Friday, May 27, 2016

The Dreaded Birth of Twins: A Mini-Essay

     In 1894, Mary Kingsley traveled to Africa as an assistant to the Presbyterian missionary Mary Slessor. During her visit, she witnessed the bizarre banishment of an Eboean slave and her twin babies. As Kingsley describes, the abuse began immediately following the children's birth. Once viewed as a trustworthy and valuable slave, the woman was instantaneously transformed into a monster. All of her possessions - including her prized English china basins - were destroyed, the infants were brutally stuffed into a gin case, and all three souls were bitterly ejected from the village to die in the harsh African wilderness. Although Kingsley and Slessor rescued the outcasts, the villagers perpetually stalked the missionary's house and the mother was placed under constant supervision for attempting to kill her baby (one had already died during the expulsion process).

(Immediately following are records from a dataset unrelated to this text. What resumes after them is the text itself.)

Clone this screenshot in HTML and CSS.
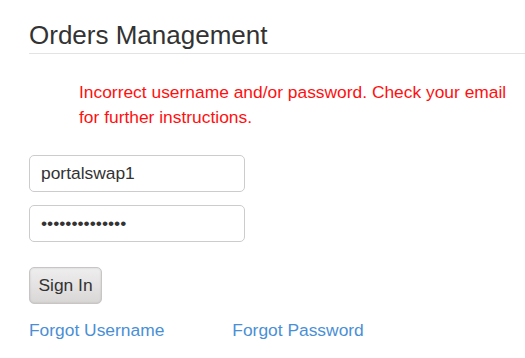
FILE: index.html
```html
<!DOCTYPE html>
<html>
<head>
<meta charset="utf-8">
<link rel="stylesheet" href="styles.css">
</head>
<body>
<div class="page">
  <h1 class="title">Orders Management</h1>
  <p class="error">Incorrect username and/or password. Check your email for further instructions.</p>
  <form class="form">
    <input class="field" type="text" value="portalswap1">
    <input class="field" type="password" value="portalswap1234">
    <button class="btn" type="button">Sign In</button>
    <div class="links">
      <a class="link" href="#">Forgot Username</a>
      <a class="link" href="#">Forgot Password</a>
    </div>
  </form>
</div>
</body>
</html>
```

FILE: styles.css
```css
html, body {
  margin: 0;
  padding: 0;
  background: #fff;
}
body {
  font-family: "Liberation Sans", Arial, sans-serif;
  color: #333;
}
.page {
  padding: 20px 0 0 29px;
}
.title {
  margin: 0;
  font-size: 26px;
  font-weight: normal;
  line-height: 30px;
  color: #333;
  padding-bottom: 3px;
  border-bottom: 1px solid #e3e3e3;
}
.error {
  margin: 26px 0 0 50px;
  width: 445px;
  color: #ff1010;
  font-size: 17.4px;
  line-height: 25px;
}
.form {
  display: flex;
  flex-direction: column;
  align-items: flex-start;
  margin-top: 25px;
}
.field {
  box-sizing: border-box;
  width: 216px;
  height: 37px;
  margin: 0 0 13px 0;
  padding: 0 11px;
  border: 1px solid #ccc;
  border-radius: 5px;
  font-family: "Liberation Sans", Arial, sans-serif;
  font-size: 17.4px;
  color: #333;
  background: #fff;
  outline: none;
}
.btn {
  margin-top: 12px;
  box-sizing: border-box;
  width: 73px;
  height: 37px;
  border: 1px solid #c9c5c5;
  border-radius: 5px;
  background: linear-gradient(#efeeee, #d9d6d6);
  box-shadow: inset 0 0 2px rgba(0,0,0,0.15);
  font-family: "Liberation Sans", Arial, sans-serif;
  font-size: 17.4px;
  color: #333;
  padding: 0;
}
.links {
  display: flex;
  margin-top: 15px;
}
.link {
  font-size: 17.4px;
  line-height: 22px;
  color: #4a8fd6;
  text-decoration: none;
}
.link + .link {
  margin-left: 68px;
}
```
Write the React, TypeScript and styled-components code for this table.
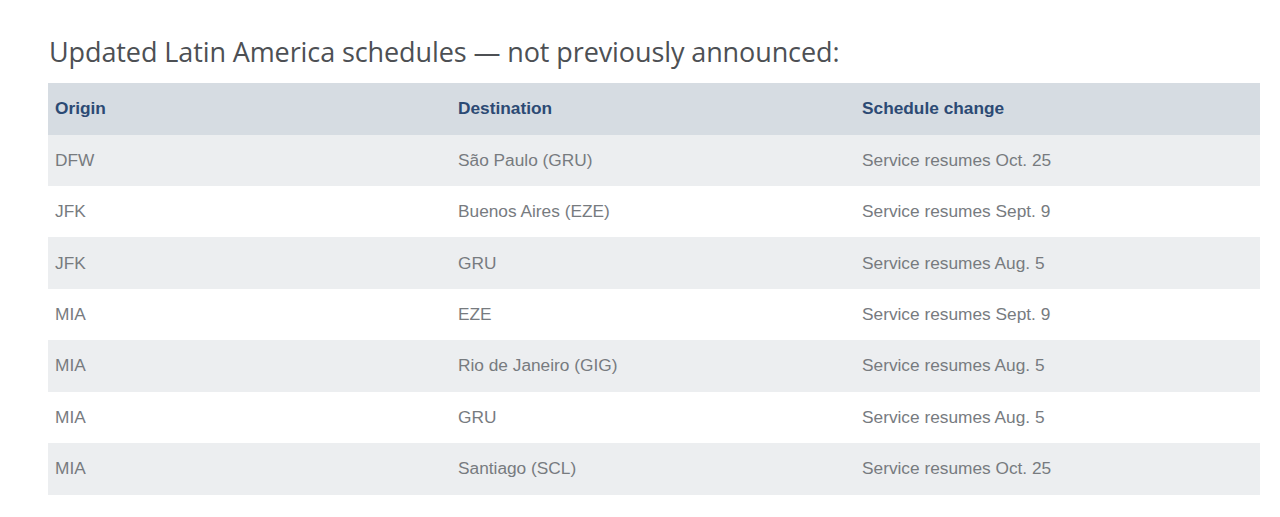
import styled, { createGlobalStyle } from 'styled-components';

const GlobalStyle = createGlobalStyle`
  html, body {
    margin: 0;
    padding: 0;
    background: #ffffff;
  }
`;

const Page = styled.div`
  padding: 33px 20px 0 48px;
`;

const Title = styled.h2`
  margin: 0 0 12px 1px;
  font-family: 'Open Sans', sans-serif;
  font-weight: 400;
  font-size: 27px;
  line-height: 38px;
  color: #4d5054;
  letter-spacing: -0.1px;
`;

const Table = styled.table`
  width: 1212px;
  border-collapse: collapse;
  table-layout: fixed;
  font-family: 'Liberation Sans', Arial, sans-serif;
  font-size: 17.3px;
`;

const HeadCell = styled.th`
  text-align: left;
  height: 51.5px;
  padding: 0 7px;
  background: #d6dce2;
  color: #2c4a74;
  font-weight: 700;
`;

const Row = styled.tr<{ $striped: boolean }>`
  background: ${({ $striped }) => ($striped ? '#eceef0' : '#ffffff')};
`;

const Cell = styled.td`
  height: 51.45px;
  padding: 0 7px;
  color: #777b7f;
`;

const rows = [
  ['DFW', 'São Paulo (GRU)', 'Service resumes Oct. 25'],
  ['JFK', 'Buenos Aires (EZE)', 'Service resumes Sept. 9'],
  ['JFK', 'GRU', 'Service resumes Aug. 5'],
  ['MIA', 'EZE', 'Service resumes Sept. 9'],
  ['MIA', 'Rio de Janeiro (GIG)', 'Service resumes Aug. 5'],
  ['MIA', 'GRU', 'Service resumes Aug. 5'],
  ['MIA', 'Santiago (SCL)', 'Service resumes Oct. 25'],
];

export default function App() {
  return (
    <>
      <GlobalStyle />
      <Page>
        <Title>Updated Latin America schedules — not previously announced:</Title>
        <Table>
          <colgroup>
            <col style={{ width: 403 }} />
            <col style={{ width: 404 }} />
            <col />
          </colgroup>
          <thead>
            <tr>
              <HeadCell>Origin</HeadCell>
              <HeadCell>Destination</HeadCell>
              <HeadCell>Schedule change</HeadCell>
            </tr>
          </thead>
          <tbody>
            {rows.map((r, i) => (
              <Row key={i} $striped={i % 2 === 0}>
                <Cell>{r[0]}</Cell>
                <Cell>{r[1]}</Cell>
                <Cell>{r[2]}</Cell>
              </Row>
            ))}
          </tbody>
        </Table>
      </Page>
    </>
  );
}
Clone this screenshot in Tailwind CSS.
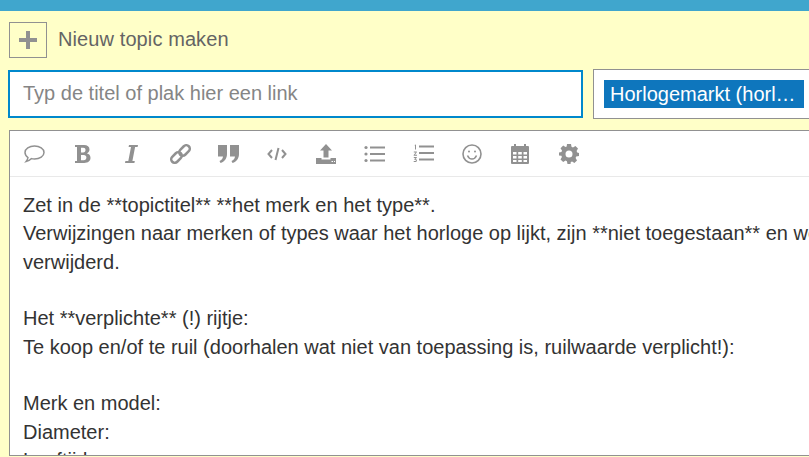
<!DOCTYPE html>
<html lang="en">
<head>
<meta charset="UTF-8" />
<title>Nieuw topic maken</title>
<script src="https://cdn.jsdelivr.net/npm/@tailwindcss/browser@4"></script>
</head>
<body class="h-[457px] w-[809px] overflow-hidden bg-[#ffffc8] font-['Liberation_Sans',sans-serif]">
    <!-- top bar -->
    <div class="h-[11px] bg-[#40a6cd]"></div>

    <!-- title row -->
    <div class="flex items-center h-[36px] mt-[11px] pl-[9px]">
        <div class="flex justify-center items-center w-[38px] h-[36px] border border-[#919191]">
            <svg width="18" height="18" viewBox="0 0 18 18"><path d="M7 0h4v7h7v4h-7v7H7v-7H0V7h7z" fill="#919191" /></svg>
        </div>
        <span class="ml-[11px] mb-[3px] text-[20px] tracking-[0.1px] text-[#646464]">Nieuw topic maken</span>
    </div>

    <div class="w-[809px] overflow-hidden">
        <!-- inputs row -->
        <div class="flex items-center mt-[11px] ml-[8px] w-[860px]">
            <div class="flex items-center w-[575px] h-[48px] pl-[13px] pb-[2px] bg-white border-2 border-[#0088cc] text-[20px] text-[#858585]">Typ de titel of plak hier een link</div>
            <div class="flex items-center w-[260px] h-[50px] ml-[10px] pl-[10px] bg-white border border-[#919191]">
                <span class="flex items-center w-[200px] h-[28px] pl-[6px] bg-[#0e76bd] text-[20px] text-white">Horlogemarkt (horl…</span>
            </div>
        </div>

        <!-- editor -->
        <div class="mt-[11px] ml-[9px] w-[860px] h-[326px] bg-white border border-[#919191] overflow-hidden">
            <div class="flex items-center h-[46px] border-b border-[#e9e9e9]">
                <div class="flex justify-center w-[48.6px]"><svg width="21" height="18" viewBox="0 0 21 18" fill="none" stroke="#919191" stroke-width="1.500"><path d="M10.500 1c5.300 0 9.500 2.900 9.500 6.500S15.800 14 10.500 14c-1 0-2-.1-3-.4-1.300 1.400-3 2.400-5.500 3 1-1.300 1.800-2.600 2-4.100C2.300 11.300 1 9.500 1 7.500 1 3.900 5.200 1 10.500 1z" /></svg></div>
                <div class="flex justify-center w-[48.6px]"><svg width="16" height="18" viewBox="0 0 16 18" fill="#919191"><path fill-rule="evenodd" d="M0 0h9c3.500 0 5.500 1.700 5.500 4.400 0 1.800-1 3.200-2.700 3.900 2.300.6 3.700 2.200 3.700 4.500 0 3.200-2.400 5.200-6.300 5.200H0v-2h2V2H0zM6 2.800v4.600h2.200c1.500 0 2.300-.8 2.300-2.300S9.700 2.800 8.200 2.800zM6 10v5.200h2.700c1.700 0 2.700-1 2.700-2.600S10.400 10 8.700 10z" /></svg></div>
                <div class="flex justify-center w-[48.6px]"><svg width="13" height="18" viewBox="0 0 13 18" fill="#919191"><path d="M4 0h9l-.4 2h-2.500L7.400 16h2.400l-.4 2H0l.4-2h2.900L6 2H3.600z" /></svg></div>
                <div class="flex justify-center w-[48.6px]"><svg width="21" height="20" viewBox="0 0 21 20" fill="none" stroke="#919191" stroke-width="2.500"><rect x="8.500" y="3" width="12" height="7" rx="3.500" transform="rotate(-45 14.500 6.500)" /><rect x="0.500" y="10" width="12" height="7" rx="3.500" transform="rotate(-45 6.500 13.500)" /></svg></div>
                <div class="flex justify-center w-[48.6px]"><svg width="21" height="18" viewBox="0 0 21 18" fill="#919191"><path d="M0 0h9v9c0 4.500-2.500 7.700-6.500 9L1.500 16c2-.8 3.300-2.300 3.500-4.500H0zM12 0h9v9c0 4.500-2.500 7.700-6.500 9l-1-2c2-.8 3.300-2.300 3.500-4.500H12z" /></svg></div>
                <div class="flex justify-center w-[48.6px]"><svg width="20" height="14" viewBox="0 0 20 14" fill="none" stroke="#919191" stroke-width="2"><path d="M5 3L1.500 7 5 11M15 3l3.500 4L15 11M11.500 1l-3 12" /></svg></div>
                <div class="flex justify-center w-[48.6px]"><svg width="20" height="20" viewBox="0 0 20 20" fill="#919191"><path fill-rule="evenodd" d="M10 0l6 6.500h-3.500v7h-5v-7H4zM0 14h5.500v1.500h9V14H20v6H0zM15.500 17h1.500v1h-1.500zM18 17h1v1h-1z" /></svg></div>
                <div class="flex justify-center w-[48.6px]"><svg width="21" height="18" viewBox="0 0 21 18" fill="#919191"><circle cx="2" cy="2.500" r="1.600" /><circle cx="2" cy="9" r="1.600" /><circle cx="2" cy="15.500" r="1.600" /><path d="M6 1.500h15v2H6zM6 8h15v2H6zM6 14.500h15v2H6z" /></svg></div>
                <div class="flex justify-center w-[48.6px]"><svg width="21" height="19" viewBox="0 0 21 19" fill="#919191"><path d="M6 1.500h15v2H6zM6 8h15v2H6zM6 14.500h15v2H6z" /><path d="M1.500 1l1.500-.6v5h-1V1.800zM.8 7.500h3v.8L2 10.800h2v.9H.7v-.8l2-2.500H.8zM.8 13h3v.7l-1.200 1.400c.8.100 1.300.6 1.300 1.300 0 1-.8 1.600-1.800 1.600H.7v-.9h1.400c.5 0 .8-.3.800-.7s-.3-.7-.9-.7h-.7v-.7L2.500 13.900H.8z" /></svg></div>
                <div class="flex justify-center w-[48.6px]"><svg width="20" height="20" viewBox="0 0 20 20" fill="none" stroke="#919191"><circle cx="10" cy="10" r="9" stroke-width="1.600" /><path d="M5.500 11.500c1 2.500 2.600 3.500 4.500 3.500s3.500-1 4.500-3.500" stroke-width="1.500" /><circle cx="7" cy="7.500" r="1" fill="#919191" stroke="none" /><circle cx="13" cy="7.500" r="1" fill="#919191" stroke="none" /></svg></div>
                <div class="flex justify-center w-[48.6px]"><svg width="18" height="20" viewBox="0 0 18 20" fill="#919191"><path fill-rule="evenodd" d="M3 0h2v2h8V0h2v2h2a1 1 0 0 1 1 1v16a1 1 0 0 1-1 1H1a1 1 0 0 1-1-1V3a1 1 0 0 1 1-1h2zM2 8v2.500h3.500V8zM7.200 8v2.500h3.600V8zM12.500 8v2.500H16V8zM2 12v2.500h3.500V12zM7.200 12v2.500h3.600V12zM12.500 12v2.500H16V12zM2 16v2h3.500v-2zM7.200 16v2h3.600v-2zM12.500 16v2H16v-2z" /></svg></div>
                <div class="flex justify-center w-[48.6px]"><svg width="20" height="20" viewBox="0 0 20 20" fill="#919191"><path fill-rule="evenodd" d="M8 0h4l.5 2.800 1.500.6L16.400 2 19 4.600l-1.400 2.300.6 1.500L20 9v3l-2.800.6-.6 1.500 1.400 2.300L15.400 19l-2.300-1.500-1.300.6L11.500 20h-3l-.6-2.800-1.400-.6L4.200 18 1.500 15.400l1.400-2.300-.5-1.400L0 11.500v-3l2.500-.6.500-1.400L1.500 4.200 4.200 1.600l2.300 1.500 1.200-.5zM10 6.500a3.500 3.500 0 1 0 0 7 3.500 3.500 0 0 0 0-7z" /></svg></div>
            </div>
            <div class="pt-[14px] pl-[13px] text-[20px] leading-[28.35px] text-[#333333]">
                <p>Zet in de **topictitel** **het merk en het type**.</p>
                <p class="whitespace-nowrap">Verwijzingen naar merken of types waar het horloge op lijkt, zijn **niet toegestaan** en worden</p>
                <p>verwijderd.</p>
                <p class="mt-[28.35px]">Het **verplichte** (!) rijtje:</p>
                <p>Te koop en/of te ruil (doorhalen wat niet van toepassing is, ruilwaarde verplicht!):</p>
                <p class="mt-[28.35px]">Merk en model:</p>
                <p>Diameter:</p>
                <p>Leeftijd:</p>
            </div>
        </div>
    </div>
</body>
</html>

Kingsley was shaken by the ritual and her bewilderment only grew as she discovered the reasoning behind it: superstitions in the Calabar region maintain that twins are the spawn of demonic beings. Hence, the villagers' act of ostracism and the mother's pursuits of infanticide were efforts - all dictated by longstanding beliefs - to destroy these malevolent offspring.
     The Calabar position regarding twins may seem backward; however, it is not unique. Indeed, there is a universal dread of twin births among multiple cultures throughout the world. From tribal societies in Africa, Australia, and East India to aboriginal populations in Europe and North and South America, numerous people perceive the birth of twins as a harbinger of malice and misfortune. Although the rationale behind these cultural fears differ, there is one common theme: infidelity. The Tiwi of Australia, for example, believe that a woman becomes pregnant when a man delivers a pitapitui into her body. Since a man can only produce one pitapitui at a time, the birth of twins serves (erroneously) to prove that a woman has bedded more than one man. In some societies, the assumed adultery is taken at face value and the women is (again, erroneously) punished for her transgressions. In most of these aboriginal communities, though, this inferred infidelity holds a far more sinister connotation. Not only has the woman strayed from her marriage and slept with another man, but this extramarital partner is the tribal approximation of the Devil. Hence, the woman, either knowingly or unknowingly, has allowed herself to become bewitched and impregnated by evil forces, resulting in, as scholar Nancy Caldwell Sorel emphasizes, "a crime guaranteed to call down the vengeance of the gods, who could only be appeased by the death of at least one twin, often both, and frequently the offending mother as well."

Works Referenced

Caldwell Sorel, Nancy. Ever Since Eve: Personal Reflections on Childbirth. Oxford: Oxford University Press, 1984.

Kingsley, Mary. Travels in West Africa. London: Macmillan and Company, 1897.